Our recent trip to Italy included a few days in Venice, a most unusual and interesting city on a giant lagoon. I loved the color of the shutters on this building in contrast with the stucco. The Hotel Caneva boasts that 17 of their 23 rooms have a water view, and often the gondolas pass and guests can hear the serenading. How delightful!
Many of the streets of Venice are so narrow that you must take a deep breath in to get through what feels like a corridor. It is impossible to get a straight-on photo of a scene like this, hence the wonkiness, which I kind of like. I was attracted to this because of the lovely blue shutters.

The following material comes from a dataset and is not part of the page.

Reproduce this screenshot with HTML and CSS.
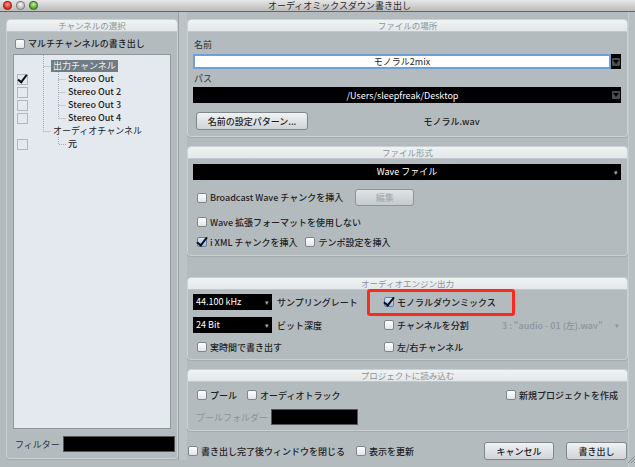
FILE: index.html
```html
<!DOCTYPE html>
<html lang="ja">
<head>
    <meta charset="UTF-8">
    <title>オーディオミックスダウン書き出し</title>
    <link rel="stylesheet" href="styles.css">
</head>
<body>
    <div class="titlebar">
        <div class="lights">
            <span class="light red"></span>
            <span class="light grey"></span>
            <span class="light green"></span>
        </div>
        <div class="title">オーディオミックスダウン書き出し</div>
    </div>

    <div class="window">
        <!-- Channel selection -->
        <div class="panel side">
            <div class="panel-head">チャンネルの選択</div>
            <label class="check-row multi"><span class="cb"></span>マルチチャンネルの書き出し</label>

            <div class="tree">
                <svg class="tree-lines" width="156" height="100" viewBox="0 0 156 100">
                    <g stroke="#a3abb0" stroke-width="1" stroke-dasharray="1 1" fill="none">
                        <path d="M29.5 0 V76.5 M29.5 11.5 H37 M29.5 76.5 H37"/>
                        <path d="M44.5 17 V63.5 M44.5 24.5 H52 M44.5 37.5 H52 M44.5 50.5 H52 M44.5 63.5 H52"/>
                        <path d="M44.5 82 V89.5 H52"/>
                    </g>
                </svg>
                <div class="tree-row"><span class="tcol"></span><span class="tlabel l0 selected">出力チャンネル</span></div>
                <div class="tree-row"><span class="tcol"><span class="tcb on"></span></span><span class="tlabel l1">Stereo Out</span></div>
                <div class="tree-row"><span class="tcol"><span class="tcb"></span></span><span class="tlabel l1">Stereo Out 2</span></div>
                <div class="tree-row"><span class="tcol"><span class="tcb"></span></span><span class="tlabel l1">Stereo Out 3</span></div>
                <div class="tree-row"><span class="tcol"><span class="tcb"></span></span><span class="tlabel l1">Stereo Out 4</span></div>
                <div class="tree-row"><span class="tcol"></span><span class="tlabel l0">オーディオチャンネル</span></div>
                <div class="tree-row"><span class="tcol"><span class="tcb"></span></span><span class="tlabel l1">元</span></div>
            </div>

            <div class="filter">
                <span class="filter-label">フィルター</span>
                <span class="black-box filter-box"></span>
            </div>
        </div>

        <div class="divider"></div>

        <div class="main">
            <!-- File location -->
            <div class="panel p-location">
                <div class="panel-head">ファイルの場所</div>
                <div class="panel-body">
                    <div class="field-label first">名前</div>
                    <div class="name-row">
                        <div class="name-input">モノラル2mix</div>
                        <div class="drop-btn"><span class="drop-knob"></span></div>
                    </div>
                    <div class="field-label">パス</div>
                    <div class="path-bar">
                        <span class="path-text">/Users/sleepfreak/Desktop</span>
                        <span class="drop-knob"></span>
                    </div>
                    <div class="pattern-row">
                        <button class="btn pattern-btn">名前の設定パターン...</button>
                        <span class="file-name">モノラル.wav</span>
                    </div>
                </div>
            </div>

            <!-- File format -->
            <div class="panel p-format">
                <div class="panel-head">ファイル形式</div>
                <div class="panel-body">
                    <div class="select wide">Wave ファイル<span class="arrow">▾</span></div>
                    <div class="row bwf-row">
                        <label class="check-row"><span class="cb"></span>Broadcast Wave チャンクを挿入</label>
                        <button class="btn edit-btn" disabled>編集</button>
                    </div>
                    <div class="row">
                        <label class="check-row"><span class="cb"></span>Wave 拡張フォーマットを使用しない</label>
                    </div>
                    <div class="row ixml-row">
                        <label class="check-row"><span class="cb checked"></span>i XML チャンクを挿入</label>
                        <label class="check-row tempo"><span class="cb"></span>テンポ設定を挿入</label>
                    </div>
                </div>
            </div>

            <!-- Audio engine output -->
            <div class="panel p-engine">
                <div class="panel-head">オーディオエンジン出力</div>
                <div class="panel-body engine-grid">
                    <div class="cell">
                        <div class="select small">44.100 kHz<span class="arrow">▾</span></div>
                        <span class="plain">サンプリングレート</span>
                    </div>
                    <div class="cell highlight-cell">
                        <span class="red-mark"></span>
                        <label class="check-row"><span class="cb checked"></span>モノラルダウンミックス</label>
                    </div>
                    <div class="cell"></div>

                    <div class="cell">
                        <div class="select small">24 Bit<span class="arrow">▾</span></div>
                        <span class="plain">ビット深度</span>
                    </div>
                    <div class="cell">
                        <label class="check-row"><span class="cb"></span>チャンネルを分割</label>
                    </div>
                    <div class="cell split-name">
                        <span>3 : "audio - 01 (左).wav"</span>
                        <span class="arrow grey">▾</span>
                    </div>

                    <div class="cell last">
                        <label class="check-row indent"><span class="cb"></span>実時間で書き出す</label>
                    </div>
                    <div class="cell last">
                        <label class="check-row"><span class="cb"></span>左/右チャンネル</label>
                    </div>
                    <div class="cell last"></div>
                </div>
            </div>

            <!-- Import into project -->
            <div class="panel p-import">
                <div class="panel-head">プロジェクトに読み込む</div>
                <div class="panel-body">
                    <div class="row import-row">
                        <label class="check-row indent"><span class="cb"></span>プール</label>
                        <label class="check-row track"><span class="cb"></span>オーディオトラック</label>
                        <label class="check-row new-project"><span class="cb"></span>新規プロジェクトを作成</label>
                    </div>
                    <div class="row folder-row">
                        <span class="muted">プールフォルダー</span>
                        <span class="black-box folder-box"></span>
                    </div>
                </div>
            </div>

            <div class="footer">
                <label class="check-row"><span class="cb"></span>書き出し完了後ウィンドウを閉じる</label>
                <label class="check-row refresh"><span class="cb"></span>表示を更新</label>
                <button class="btn cancel-btn">キャンセル</button>
                <button class="btn export-btn">書き出し</button>
            </div>
        </div>

        <div class="gutter">
            <svg class="grip" width="8" height="8" viewBox="0 0 8 8">
                <path d="M1 8 L8 1 M4 8 L8 4 M7 8 L8 7" stroke="#8a9296" stroke-width="1"/>
            </svg>
        </div>
    </div>
</body>
</html>
```

FILE: styles.css
```css
* {
    box-sizing: border-box;
}

body {
    margin: 0;
    width: 635px;
    height: 467px;
    overflow: hidden;
    background-color: #b4bbbe;
    font-family: "Noto Sans CJK JP", "Noto Sans", sans-serif;
    font-size: 9px;
    color: #1e2224;
}

/* Title bar */
.titlebar {
    height: 12px;
    position: relative;
    background: linear-gradient(#e6e6e6, #bcbcbc);
    border-bottom: 1px solid #666;
}

.lights {
    position: absolute;
    left: 3px;
    top: 1px;
    display: flex;
    gap: 4px;
}

.light {
    width: 9px;
    height: 9px;
    border-radius: 50%;
    border: 1px solid rgba(0, 0, 0, 0.35);
}

.light.red {
    background: radial-gradient(circle at 50% 35%, #ff9a8a, #d8281c 70%);
}

.light.grey {
    background: radial-gradient(circle at 50% 35%, #f4f4f4, #b8b8b8 70%);
}

.light.green {
    background: radial-gradient(circle at 50% 35%, #c8f09a, #4ea02a 70%);
}

.title {
    text-align: center;
    line-height: 11px;
    font-size: 9px;
    color: #2a2a2a;
    padding-left: 44px;
}

/* Layout */
.window {
    display: flex;
    height: 455px;
    padding: 7px 0 0 6px;
}

.panel {
    border: 1px solid #cbd1d4;
    border-radius: 4px;
    box-shadow: 0 1px 0 #a4abaf;
}

.panel-head {
    height: 12px;
    line-height: 11px;
    text-align: center;
    font-size: 8.5px;
    color: #8c9498;
    background: linear-gradient(#f0f3f4, #e3e7e9);
    border-bottom: 1px solid #c2c8cb;
    border-radius: 3px 3px 0 0;
}

.side {
    width: 172px;
    height: 440px;
    display: flex;
    flex-direction: column;
    padding: 0 0 6px 5px;
}

.side .panel-head {
    margin-left: -5px;
}

.divider {
    width: 9px;
    height: 448px;
    margin-top: -7px;
    border-left: 1px solid #9aa2a6;
    background-color: #bcc3c6;
}

.main {
    width: 441px;
    display: flex;
    flex-direction: column;
}

.gutter {
    flex: 1;
    margin-top: -7px;
    border-left: 1px solid #c4cacd;
    background-color: #b8bfc2;
    position: relative;
}

.grip {
    position: absolute;
    right: 0;
    bottom: 4px;
}

.panel-body {
    padding: 0 6px 0 5px;
}

/* Checkboxes */
.check-row {
    display: flex;
    align-items: center;
    gap: 3px;
    height: 14px;
    font-weight: 500;
    white-space: nowrap;
}

.cb {
    width: 10px;
    height: 10px;
    flex: none;
    border: 1px solid #7f878c;
    border-radius: 2px;
    background: linear-gradient(#ffffff, #e2e4e6);
    position: relative;
}

.cb.checked {
    background: linear-gradient(#d8e6f6, #9fbde3);
    border-color: #5e7fa8;
}

.cb.checked::after {
    content: "";
    position: absolute;
    left: 1px;
    top: -3px;
    width: 4px;
    height: 9px;
    border-right: 2px solid #111;
    border-bottom: 2px solid #111;
    transform: rotate(38deg);
}

.multi {
    margin: 5px 0 0 3px;
}

/* Channel tree */
.tree {
    position: relative;
    width: 158px;
    height: 377px;
    margin-top: 3px;
    margin-left: 1px;
    padding-top: 5px;
    background-color: #e3e9ee;
    border: 1px solid #8e969a;
}

.tree-lines {
    position: absolute;
    left: 0;
    top: 0;
}

.tree-row {
    display: flex;
    height: 13px;
    align-items: center;
    position: relative;
}

.tcol {
    width: 29px;
    height: 13px;
    padding: 1px 0 0 3px;
}

.tcb {
    display: block;
    width: 11px;
    height: 11px;
    border: 1px solid #b0b8bd;
    position: relative;
}

.tcb.on::after {
    content: "";
    position: absolute;
    left: 2px;
    top: -2px;
    width: 3px;
    height: 8px;
    border-right: 2px solid #111;
    border-bottom: 2px solid #111;
    transform: rotate(38deg);
}

.tlabel {
    line-height: 12px;
    white-space: nowrap;
    color: #1e2224;
}

.tlabel.l0 {
    margin-left: 8px;
    padding: 0 2px;
}

.tlabel.l1 {
    margin-left: 25px;
    font-weight: 500;
}

.tlabel.selected {
    background-color: #6f7c84;
    color: #eef1f3;
}

.filter {
    display: flex;
    align-items: center;
    margin-top: 7px;
    gap: 3px;
}

.filter-label {
    padding-left: 3px;
    color: #2c3133;
}

.black-box {
    display: block;
    height: 16px;
    background-color: #000;
    border: 1px solid #555;
}

.filter-box {
    width: 112px;
}

/* File location */
.p-location {
    height: 118px;
}

.field-label {
    height: 12px;
    line-height: 12px;
    margin-top: 4px;
    padding-left: 1px;
    color: #2c3133;
}

.field-label.first {
    margin-top: 7px;
}

.name-row {
    display: flex;
    margin-top: 3px;
    height: 15px;
}

.name-input {
    flex: 1;
    background-color: #fff;
    border: 2px solid #6f9fd8;
    text-align: center;
    line-height: 11px;
}

.drop-btn {
    width: 10px;
    background-color: #000;
    display: flex;
    align-items: center;
    justify-content: center;
}

.drop-knob {
    width: 8px;
    height: 8px;
    background-color: #4a4d50;
    border-radius: 1px;
    position: relative;
}

.drop-knob::after {
    content: "";
    position: absolute;
    left: 1px;
    top: 2px;
    border-left: 3px solid transparent;
    border-right: 3px solid transparent;
    border-top: 4px solid #000;
}

.path-bar {
    margin-top: 2px;
    height: 16px;
    background-color: #000;
    color: #fff;
    display: flex;
    align-items: center;
    padding-right: 1px;
}

.path-text {
    flex: 1;
    text-align: center;
}

.pattern-row {
    display: flex;
    align-items: center;
    margin-top: 9px;
    padding-left: 3px;
}

.btn {
    font-family: inherit;
    font-size: 9px;
    font-weight: 500;
    color: #1e2224;
    height: 18px;
    padding: 0;
    border: 1px solid #80888c;
    border-radius: 3px;
    background: linear-gradient(#f0f2f3, #cfd4d7);
}

.pattern-btn {
    width: 112px;
}

.file-name {
    flex: 1;
    text-align: center;
    font-weight: 500;
    padding-right: 26px;
}

/* File format */
.p-format {
    height: 110px;
    margin-top: 9px;
}

.select {
    height: 16px;
    background-color: #000;
    color: #fff;
    line-height: 16px;
    position: relative;
}

.select .arrow {
    position: absolute;
    right: 3px;
    top: 0;
    font-size: 7px;
    color: #aaa;
}

.select.wide {
    margin-top: 5px;
    text-align: center;
}

.row {
    display: flex;
    align-items: center;
    padding-left: 4px;
    height: 14px;
    margin-top: 9px;
}

.bwf-row {
    height: 17px;
}

.edit-btn {
    width: 59px;
    height: 17px;
    margin-left: 12px;
    color: #a6acb0;
    background: linear-gradient(#dfe3e5, #c4cacd);
    border-color: #8d9599;
}

.ixml-row {
    margin-top: 6px;
}

.tempo {
    margin-left: 8px;
}

/* Audio engine */
.p-engine {
    height: 83px;
    margin-top: 21px;
}

.engine-grid {
    display: grid;
    grid-template-columns: 191px 118px 1fr;
    grid-auto-rows: 16px;
    row-gap: 7px;
    padding-top: 4px;
}

.cell {
    display: flex;
    align-items: center;
    position: relative;
}

.cell.last {
    height: 14px;
}

.select.small {
    width: 79px;
    padding-left: 3px;
}

.plain {
    margin-left: 5px;
    font-weight: 500;
}

.red-mark {
    position: absolute;
    left: -17px;
    top: -5px;
    width: 148px;
    height: 27px;
    border: 3px solid #fb2a1e;
    border-radius: 3px;
}

.split-name {
    color: #8c9498;
    font-weight: 500;
    justify-content: space-between;
    padding-right: 2px;
}

.arrow.grey {
    font-size: 7px;
    color: #8c9498;
}

.indent {
    margin-left: 4px;
}

/* Import */
.p-import {
    height: 62px;
    margin-top: 9px;
}

.import-row {
    margin-top: 6px;
    padding-right: 3px;
}

.import-row .indent {
    margin-left: 0;
}

.track {
    margin-left: 10px;
}

.new-project {
    margin-left: auto;
}

.folder-row {
    height: 16px;
    margin-top: 7px;
    padding-left: 3px;
}

.muted {
    color: #8a9296;
}

.folder-box {
    width: 87px;
    margin-left: 3px;
}

/* Footer */
.footer {
    display: flex;
    align-items: center;
    height: 18px;
    margin-top: 11px;
    padding-left: 1px;
}

.refresh {
    margin-left: 11px;
}

.cancel-btn {
    width: 70px;
    margin-left: auto;
}

.export-btn {
    width: 61px;
    margin-left: 12px;
    margin-right: 1px;
}
```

There is a term in Japanese culture, "Wabi Sabi" which refers to finding beauty in the aged and the imperfect. Here is a very nice article, The Art of Imperfection by Robyn Griggs Lawrence, that I think you might enjoy. https://www.utne.com/mind-and-body/wabi-sabi
I love this concept and honor it. I love to paint aged subjects--rusty old cars, weathered barns, old door nobs, peeling paint. This painting shows a scene from Venice, where my husband and I recently vacationed. We had lunch in a lovely little courtyard and this was my view. Italy was "Wabi Sabi" heaven with all it's weathered buildings, imperfect walkways, monuments and historical sights.